With BNP Paribas' Tarf book under control, the bank was better able to help clients who were looking to hedge but finding dealer liquidity in short supply.

"In renminbi, BNP Paribas was one of the only banks involved in the forex options market following the depreciation in August and continued to win the majority of business for a few days after the event," says one derivatives strategist at a London-based asset manager.

The net result of the bank's Tarf positions and vanilla hedges left BNP Paribas with a significant long vega position, which it recycled with real-money and hedge fund clients who wanted long US dollar positions to protect against any further devaluation. The bank also sold call spreads to insulate itself against steeper drops in the renminbi.

"Unfortunately, the rates position wasn't as easy to manage," says Spriggs. "Usually, the correlation, certainly in emerging markets, is for spot higher, swap points higher, but this isn't always the case in renminbi and it wasn't during this event. However, over the following month we were close to flat, even with some big profit-and-loss (P&L) swings in that period."

The unpredictability of central bank action in China and Switzerland in 2015 could be seen as a vindication of BNP Paribas' policy on managed currencies.

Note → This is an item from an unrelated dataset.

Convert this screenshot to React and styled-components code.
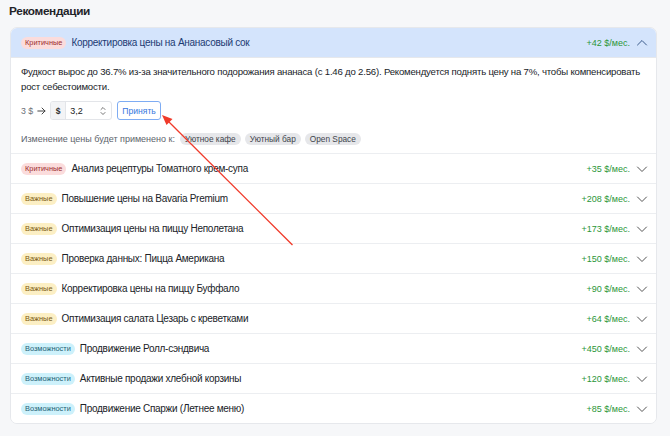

"We have similar policies around all of the pegged currencies when it comes to barriers. A pegged currency has a very low volatility, so you wouldn't normally look at it, but we are always modelling potential gap risk and spot across a range of scenarios. For the Saudi Arabian riyal, for example, we're more interested in what the P&L scenario is if it doesn't move or if it moves to 15–25%, rather than 3%, which for us is not a realistic scenario," says Nash.